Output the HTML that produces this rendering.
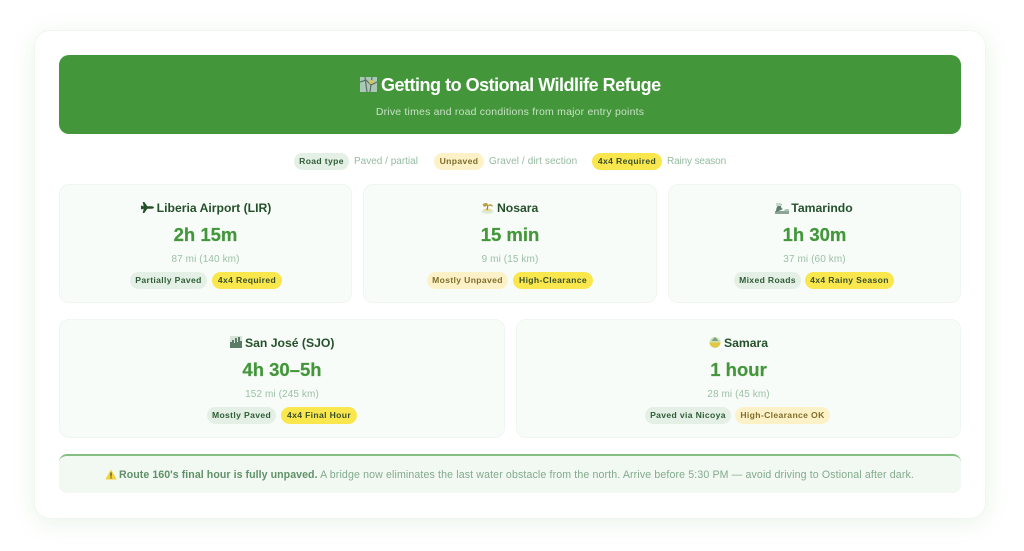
<!DOCTYPE html>
<html lang="en"><head><meta charset="utf-8"><title>Getting to Ostional Wildlife Refuge</title>
<style>
html,body{margin:0;padding:0;background:#fff}
body{position:relative;width:1024px;height:551px;overflow:hidden;font-family:"Liberation Sans",sans-serif;filter:blur(.3px)}
div,span.a,svg{position:absolute;white-space:nowrap}
.outer{left:34px;top:30px;width:950px;height:487px;background:#fff;border:1px solid #f0f6f0;border-radius:16px;box-shadow:0 4px 24px rgba(67,151,58,.11)}
.head{left:59px;top:55px;width:902px;height:79px;background:#43973a;border-radius:10px}
.title{left:381px;top:75px;width:290px;height:21px;line-height:21px;color:#fff;font-size:18px;font-weight:bold;text-align:left;letter-spacing:-.49px}
.sub{left:59px;top:105px;width:902px;height:14px;line-height:14px;text-align:center;color:#c7e0c4;font-size:10.5px;letter-spacing:.2px}
.card{background:#f8fcf9;border:1px solid #eff6f0;border-radius:10px;box-sizing:border-box;height:119px}
.name{height:16px;line-height:16px;font-size:12.2px;font-weight:bold;color:#25512a;text-align:center}
.time{height:22px;line-height:22px;font-size:18.5px;font-weight:bold;color:#43973a;text-align:center;-webkit-text-stroke:.2px #43973a}
.dist{height:14px;line-height:14px;font-size:10px;color:#9cc0a6;text-align:center;letter-spacing:.1px}
.p{height:17px;line-height:17px;border-radius:9px;text-align:center;font-size:8.6px;font-weight:bold;letter-spacing:.35px}
.g{background:#e4f0e6;color:#2f5c36}
.u{background:#fdf1c8;color:#7f6f2a}
.r{background:#fae64d;color:#38502b}
.lt{top:155px;height:14px;line-height:14px;font-size:10px;color:#94bb9f}
.note{left:59px;top:454px;width:902px;height:39px;box-sizing:border-box;background:#f2f8f2;border-top:2px solid #83bf80;border-radius:8px}
.nt{left:119px;top:468px;width:800px;height:14px;line-height:14px;font-size:10.6px;color:#82ab8c;letter-spacing:.13px}
.nt b{color:#5f9168;letter-spacing:.06px}
</style></head><body>
<div class="outer"></div>
<div class="head"></div>
<svg style="left:360px;top:77px" width="17" height="15" viewBox="0 0 17 15"><rect width="17" height="15" fill="#a9c9b4"/><path d="M0 5L6 3 11 8 17 5M5 0L7 15M12 0L10 15" stroke="#5d6f66" stroke-width="1.2" fill="none"/><circle cx="11" cy="5" r="2" fill="#d8c84a"/></svg>
<div class="title">Getting to Ostional Wildlife Refuge</div>
<div class="sub">Drive times and road conditions from major entry points</div>

<div class="p g" style="left:294px;top:153px;width:55px">Road type</div>
<div class="lt" style="left:354px;width:66px">Paved / partial</div>
<div class="p u" style="left:434px;top:153px;width:50px">Unpaved</div>
<div class="lt" style="left:489px;width:90px;letter-spacing:.1px">Gravel / dirt section</div>
<div class="p r" style="left:592px;top:153px;width:70px">4x4 Required</div>
<div class="lt" style="left:667px;width:60px;letter-spacing:-.13px">Rainy season</div>

<div class="card" style="left:59px;top:184px;width:293px"></div>
<svg style="left:141px;top:201px" width="13" height="13" viewBox="0 0 13 13"><path d="M0 4.800H1.500L2.700 5.400 1.700 1H3.300L6.300 5.200H10.500C12 5.200 13 6 13 6.500S12 7.800 10.500 7.800H6.300L3.300 12H1.700L2.700 7.600 1.500 8.200H0Z" fill="#25512a"/></svg>
<div class="name" style="left:156px;top:200px;width:116px">Liberia Airport (LIR)</div>
<div class="time" style="left:59px;top:224px;width:293px">2h 15m</div>
<div class="dist" style="left:59px;top:253px;width:293px">87 mi (140 km)</div>
<div class="p g" style="left:130px;top:272px;width:77px">Partially Paved</div>
<div class="p r" style="left:212px;top:272px;width:70px">4x4 Required</div>

<div class="card" style="left:363px;top:184px;width:294px"></div>
<svg style="left:481px;top:202px" width="13" height="12" viewBox="0 0 13 12"><ellipse cx="6.500" cy="9.500" rx="6" ry="2.300" fill="#d9ecd9"/><ellipse cx="6.500" cy="8" rx="4.500" ry="1.500" fill="#ecdca0"/><path d="M6 8L7 3" stroke="#9a7a3a" stroke-width="1.200"/><path d="M1.500 2.500C3.500.5 7 .5 7 3 9 1.500 12 2.500 12 4.500L7 3.500 3 5Z" fill="#b9a243"/></svg>
<div class="name" style="left:497px;top:200px;width:41px">Nosara</div>
<div class="time" style="left:363px;top:224px;width:294px">15 min</div>
<div class="dist" style="left:363px;top:253px;width:294px">9 mi (15 km)</div>
<div class="p u" style="left:427px;top:272px;width:81px">Mostly Unpaved</div>
<div class="p r" style="left:513px;top:272px;width:80px">High-Clearance</div>

<div class="card" style="left:668px;top:184px;width:293px"></div>
<svg style="left:775px;top:202px" width="14" height="12" viewBox="0 0 14 12"><rect y="9" width="14" height="3" fill="#8aa594"/><path d="M1 10C1 5 3 2 7 2 5 4 6 6 8 7 6 8 4 9 1 10Z" fill="#5e7d6a"/><path d="M9 9H14V7H10Z" fill="#b5c9bb"/><rect x="1" y="1" width="5" height="3" fill="#c8d8cd"/></svg>
<div class="name" style="left:791px;top:200px;width:62px">Tamarindo</div>
<div class="time" style="left:668px;top:224px;width:293px">1h 30m</div>
<div class="dist" style="left:668px;top:253px;width:293px">37 mi (60 km)</div>
<div class="p g" style="left:734px;top:272px;width:67px">Mixed Roads</div>
<div class="p r" style="left:805px;top:272px;width:89px">4x4 Rainy Season</div>

<div class="card" style="left:59px;top:319px;width:446px"></div>
<svg style="left:230px;top:336px" width="12" height="12" viewBox="0 0 12 12"><rect width="12" height="12" fill="#d5e3d8"/><path d="M0 12V6H2V4H4V7H5V2H7V6H8V1H10V5H12V12Z" fill="#5c7b66"/></svg>
<div class="name" style="left:245px;top:335px;width:89px">San José (SJO)</div>
<div class="time" style="left:59px;top:359px;width:446px">4h 30–5h</div>
<div class="dist" style="left:59px;top:388px;width:446px">152 mi (245 km)</div>
<div class="p g" style="left:207px;top:407px;width:69px">Mostly Paved</div>
<div class="p r" style="left:281px;top:407px;width:76px">4x4 Final Hour</div>

<div class="card" style="left:516px;top:319px;width:445px"></div>
<svg style="left:709px;top:336px" width="12" height="12" viewBox="0 0 12 12"><circle cx="6" cy="6.500" r="5.500" fill="#cfe3b0"/><path d="M.5 6.500A5.500 5 0 0 0 11.500 6.500Z" fill="#e3c83f"/><path d="M2.500 5L6 1 9.500 5Z" fill="#7d9c8a"/></svg>
<div class="name" style="left:724px;top:335px;width:44px">Samara</div>
<div class="time" style="left:516px;top:359px;width:445px">1 hour</div>
<div class="dist" style="left:516px;top:388px;width:445px">28 mi (45 km)</div>
<div class="p g" style="left:645px;top:407px;width:86px">Paved via Nicoya</div>
<div class="p u" style="left:735px;top:407px;width:95px">High-Clearance OK</div>

<div class="note"></div>
<svg style="left:105px;top:469px" width="12" height="11" viewBox="0 0 12 11"><path d="M6 .5L11.700 10.500H.3Z" fill="#f2d43a"/><rect x="5.400" y="3.500" width="1.200" height="4" fill="#4a4a2a"/><rect x="5.400" y="8.300" width="1.200" height="1.200" fill="#4a4a2a"/></svg>
<div class="nt"><b>Route 160's final hour is fully unpaved.</b> A bridge now eliminates the last water obstacle from the north. Arrive before 5:30 PM — avoid driving to Ostional after dark.</div>
</body></html>
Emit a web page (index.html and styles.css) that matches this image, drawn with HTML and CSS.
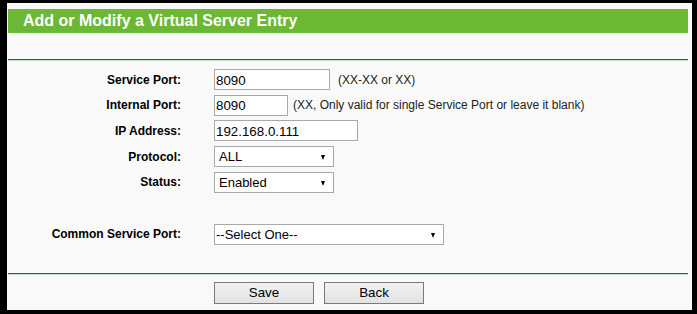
FILE: index.html
```html
<!DOCTYPE html>
<html>
<head>
<meta charset="utf-8">
<link rel="stylesheet" href="styles.css">
</head>
<body>
<div class="frame">
  <div class="title">Add or Modify a Virtual Server Entry</div>
  <div class="rule"></div>
  <form class="form">
    <div class="grid">
      <label class="lbl">Service Port:</label>
      <div class="field"><input class="inp w-svc" type="text" value="8090"><span class="hint hint-svc">(XX-XX or XX)</span></div>
      <label class="lbl">Internal Port:</label>
      <div class="field"><input class="inp w-int" type="text" value="8090"><span class="hint hint-int">(XX, Only valid for single Service Port or leave it blank)</span></div>
      <label class="lbl">IP Address:</label>
      <div class="field"><input class="inp w-ip" type="text" value="192.168.0.111"></div>
      <label class="lbl">Protocol:</label>
      <div class="field"><span class="sel w-sel">ALL</span></div>
      <label class="lbl">Status:</label>
      <div class="field"><span class="sel w-sel">Enabled</span></div>
    </div>
    <div class="grid common">
      <label class="lbl">Common Service Port:</label>
      <div class="field"><span class="sel w-common">--Select One--</span></div>
    </div>
  </form>
  <div class="rule rule-bottom"></div>
  <div class="buttons">
    <button class="btn" type="button">Save</button>
    <button class="btn" type="button">Back</button>
  </div>
</div>
</body>
</html>
```
FILE: styles.css
```css
html, body {
  margin: 0;
  padding: 0;
  background: #000;
}
body {
  padding: 3px 5px 4px 7px;
  font-family: "Liberation Sans", Arial, sans-serif;
}
.frame {
  background: #f9f9f9;
  height: 307px;
  padding: 6px 4px 0 1px;
  box-sizing: border-box;
}
.title {
  background: #6ab833;
  color: #fff;
  font-weight: bold;
  font-size: 16px;
  height: 24px;
  line-height: 23px;
  padding-left: 15px;
}
.rule {
  margin-top: 26px;
  height: 1px;
  background: #1f6b3f;
  border-bottom: 1px solid #bcdcc8;
}
.form {
  margin: 8px 0 0 0;
}
.grid {
  display: grid;
  grid-template-columns: 173px 1fr;
  column-gap: 33px;
  grid-auto-rows: 21px;
  row-gap: 4.7px;
  align-items: center;
}
.common {
  margin-top: 31px;
}
.lbl {
  text-align: right;
  font-weight: bold;
  font-size: 12px;
  color: #000;
}
.field {
  display: flex;
  align-items: center;
  height: 21px;
}
.inp {
  box-sizing: border-box;
  height: 21px;
  margin: 0;
  border: 1px solid #a9a9a9;
  background: #fff;
  padding: 1px 1px 0 1px;
  font-family: "Liberation Sans", Arial, sans-serif;
  font-size: 13.33px;
  color: #000;
  outline: none;
}
.w-svc { width: 116px; }
.w-int { width: 74px; }
.w-ip { width: 144px; }
.hint {
  font-size: 12px;
  color: #222;
}
.hint-svc { margin-left: 8px; }
.hint-int { margin-left: 5px; }
.sel {
  position: relative;
  box-sizing: border-box;
  display: flex;
  align-items: center;
  height: 21px;
  border: 1px solid #a9a9a9;
  background: #fff;
  padding-left: 4px;
  font-size: 13px;
  color: #000;
}
.sel::after {
  content: "";
  position: absolute;
  right: 8px;
  top: 8px;
  border-left: 2.5px solid transparent;
  border-right: 2.5px solid transparent;
  border-top: 5px solid #000;
}
.w-sel { width: 120px; }
.w-common { width: 230px; padding-left: 1px; }
.rule-bottom {
  margin-top: 28px;
}
.buttons {
  display: flex;
  gap: 10px;
  margin: 7px 0 0 206px;
}
.btn {
  box-sizing: border-box;
  width: 100px;
  height: 22px;
  margin: 0;
  padding: 0;
  border: 1px solid #7a7a7a;
  background: linear-gradient(#f2f2f2, #e2e2e2);
  font-family: "Liberation Sans", Arial, sans-serif;
  font-size: 13.33px;
  color: #000;
}
```
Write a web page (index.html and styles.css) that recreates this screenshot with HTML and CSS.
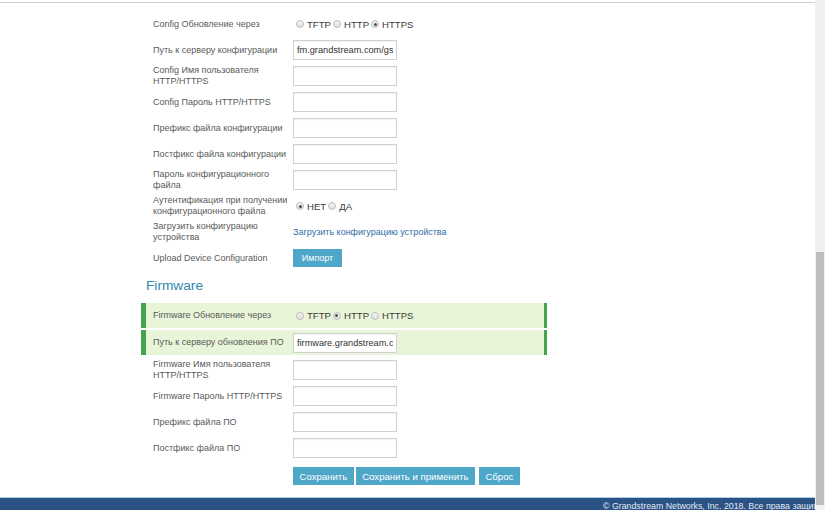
FILE: index.html
```html
<!DOCTYPE html>
<html lang="ru">
<head>
<meta charset="utf-8">
<title>Provisioning</title>
<link rel="stylesheet" href="styles.css">
</head>
<body>
<div class="screen">
  <div class="page">
    <div class="topline"></div>
    <div class="content">
      <div class="form">
        <div class="row">
          <div class="label">Config Обновление через</div>
          <div class="value radios">
            <span class="radio"></span><span class="opt">TFTP</span>
            <span class="radio"></span><span class="opt">HTTP</span>
            <span class="radio checked"></span><span class="opt">HTTPS</span>
          </div>
        </div>
        <div class="row">
          <div class="label">Путь к серверу конфигурации</div>
          <div class="value"><input class="field" type="text" value="fm.grandstream.com/gs"></div>
        </div>
        <div class="row">
          <div class="label">Config Имя пользователя<br>HTTP/HTTPS</div>
          <div class="value"><input class="field" type="text"></div>
        </div>
        <div class="row">
          <div class="label">Config Пароль HTTP/HTTPS</div>
          <div class="value"><input class="field" type="text"></div>
        </div>
        <div class="row">
          <div class="label">Префикс файла конфигурации</div>
          <div class="value"><input class="field" type="text"></div>
        </div>
        <div class="row">
          <div class="label">Постфикс файла конфигурации</div>
          <div class="value"><input class="field" type="text"></div>
        </div>
        <div class="row">
          <div class="label">Пароль конфигурационного<br>файла</div>
          <div class="value"><input class="field" type="text"></div>
        </div>
        <div class="row">
          <div class="label">Аутентификация при получении<br>конфигурационного файла</div>
          <div class="value radios">
            <span class="radio checked"></span><span class="opt">НЕТ</span>
            <span class="radio"></span><span class="opt">ДА</span>
          </div>
        </div>
        <div class="row">
          <div class="label">Загрузить конфигурацию<br>устройства</div>
          <div class="value"><a class="link" href="#">Загрузить конфигурацию устройства</a></div>
        </div>
        <div class="row">
          <div class="label">Upload Device Configuration</div>
          <div class="value"><button class="btn btn-import" type="button">Импорт</button></div>
        </div>

        <h2 class="section">Firmware</h2>

        <div class="row hl">
          <div class="label">Firmware Обновление через</div>
          <div class="value radios">
            <span class="radio"></span><span class="opt">TFTP</span>
            <span class="radio checked"></span><span class="opt">HTTP</span>
            <span class="radio"></span><span class="opt">HTTPS</span>
          </div>
        </div>
        <div class="row hl">
          <div class="label">Путь к серверу обновления ПО</div>
          <div class="value"><input class="field" type="text" value="firmware.grandstream.com"></div>
        </div>
        <div class="row">
          <div class="label">Firmware Имя пользователя<br>HTTP/HTTPS</div>
          <div class="value"><input class="field" type="text"></div>
        </div>
        <div class="row">
          <div class="label">Firmware Пароль HTTP/HTTPS</div>
          <div class="value"><input class="field" type="text"></div>
        </div>
        <div class="row">
          <div class="label">Префикс файла ПО</div>
          <div class="value"><input class="field" type="text"></div>
        </div>
        <div class="row">
          <div class="label">Постфикс файла ПО</div>
          <div class="value"><input class="field" type="text"></div>
        </div>

        <div class="actions">
          <button class="btn" type="button">Сохранить</button>
          <button class="btn" type="button">Сохранить и применить</button>
          <button class="btn btn-reset" type="button">Сброс</button>
        </div>
      </div>
    </div>
    <div class="footer">© Grandstream Networks, Inc. 2018. Все права защищены.</div>
  </div>
  <div class="scrollbar"><div class="track-top"></div><div class="thumb"></div></div>
</div>
</body>
</html>
```

FILE: styles.css
```css
* { box-sizing: border-box; }

html, body {
  margin: 0;
  padding: 0;
  height: 100%;
  overflow: hidden;
  background: #fff;
}

body {
  font-family: "Liberation Sans", Arial, sans-serif;
  color: #555;
}

.screen {
  display: flex;
  width: 825px;
  height: 510px;
}

.page {
  width: 815px;
  height: 510px;
  display: flex;
  flex-direction: column;
  overflow: hidden;
}

.topline {
  margin-top: 2px;
  height: 1px;
  background: #cfcfcf;
  flex: none;
}

.content {
  flex: 1;
  padding: 8px 0 0 141px;
}

.form {
  width: 406px;
}

.row {
  display: flex;
  align-items: center;
  height: 26px;
}

.label {
  width: 152px;
  padding-left: 12px;
  font-size: 9px;
  line-height: 11px;
  color: #5a5a5a;
  white-space: nowrap;
  flex: none;
}

.value {
  display: flex;
  align-items: center;
  font-size: 9.6px;
  color: #3a3a3a;
}

.radios .radio {
  width: 8px;
  height: 8px;
  border-radius: 50%;
  border: 1px solid #bdbdbd;
  background: linear-gradient(#f6f6f6, #dedede);
  margin: 0 3px 0 2px;
  position: relative;
  flex: none;
}

.radios .radio:first-child {
  margin-left: 3px;
}

.radios .radio.checked::after {
  content: "";
  position: absolute;
  left: 1.5px;
  top: 1.5px;
  width: 3px;
  height: 3px;
  border-radius: 50%;
  background: #505050;
}

.field {
  width: 104px;
  height: 20px;
  border: 1px solid #d0d0d0;
  border-radius: 0;
  padding: 0 3px;
  font-family: "Liberation Sans", Arial, sans-serif;
  font-size: 9.2px;
  color: #333;
  background: #fff;
  box-shadow: inset 0 1px 1px rgba(0, 0, 0, 0.06);
  outline: none;
}

.link {
  color: #2f6ea6;
  text-decoration: none;
  font-size: 9px;
}

.btn {
  height: 18px;
  border: none;
  border-radius: 0;
  background: #4ea6c9;
  color: #fff;
  font-family: "Liberation Sans", Arial, sans-serif;
  font-size: 9.6px;
  padding: 0 6.5px;
  cursor: pointer;
}

.btn-import {
  width: 49px;
  padding: 0;
  font-size: 9px;
}

.btn-reset {
  margin-left: 2px;
}

.section {
  margin: 0;
  font-weight: normal;
  font-size: 13.7px;
  line-height: 18px;
  color: #2f87af;
  padding: 6px 0 8px 5px;
}

.row.hl {
  height: 25px;
  margin-bottom: 2px;
  background: #e9f5d8;
  border-left: 5px solid #47a44e;
  border-right: 3px solid #47a44e;
}

.row.hl .label {
  width: 147px;
  padding-left: 7px;
}

.actions {
  display: flex;
  gap: 2px;
  padding-left: 152px;
  margin-top: 6px;
}

.footer {
  flex: none;
  height: 13px;
  border-top: 1px solid #a9cfe3;
  background: #2b5285;
  color: #e3e9f2;
  font-size: 8.8px;
  line-height: 12px;
  padding: 2px 0 0 603px;
  white-space: nowrap;
  overflow: hidden;
}

.scrollbar {
  width: 10px;
  height: 510px;
  background: #f0f0f0;
  display: flex;
  flex-direction: column;
  flex: none;
}

.track-top {
  height: 252px;
  flex: none;
}

.thumb {
  height: 253px;
  width: 8px;
  margin-left: 1px;
  background: #bdbdbd;
}
```
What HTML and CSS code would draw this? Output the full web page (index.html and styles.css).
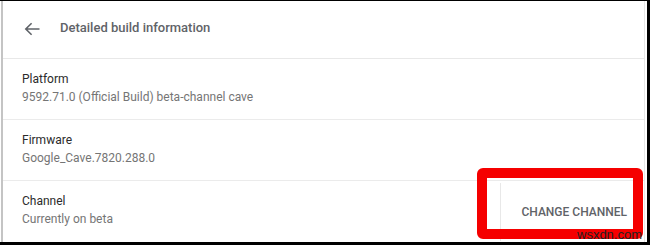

****

**Task statement**
Check each line of the records for the word "page", and show the lines that contain it.

**Answer for this exercise**
Emit a web page (index.html and styles.css) that matches this image, drawn with HTML and CSS.
Write a web page (index.html and styles.css) that recreates this screenshot with HTML and CSS.
  <div class="page">
.page {
What HTML and CSS code would draw this? Output the full web page (index.html and styles.css).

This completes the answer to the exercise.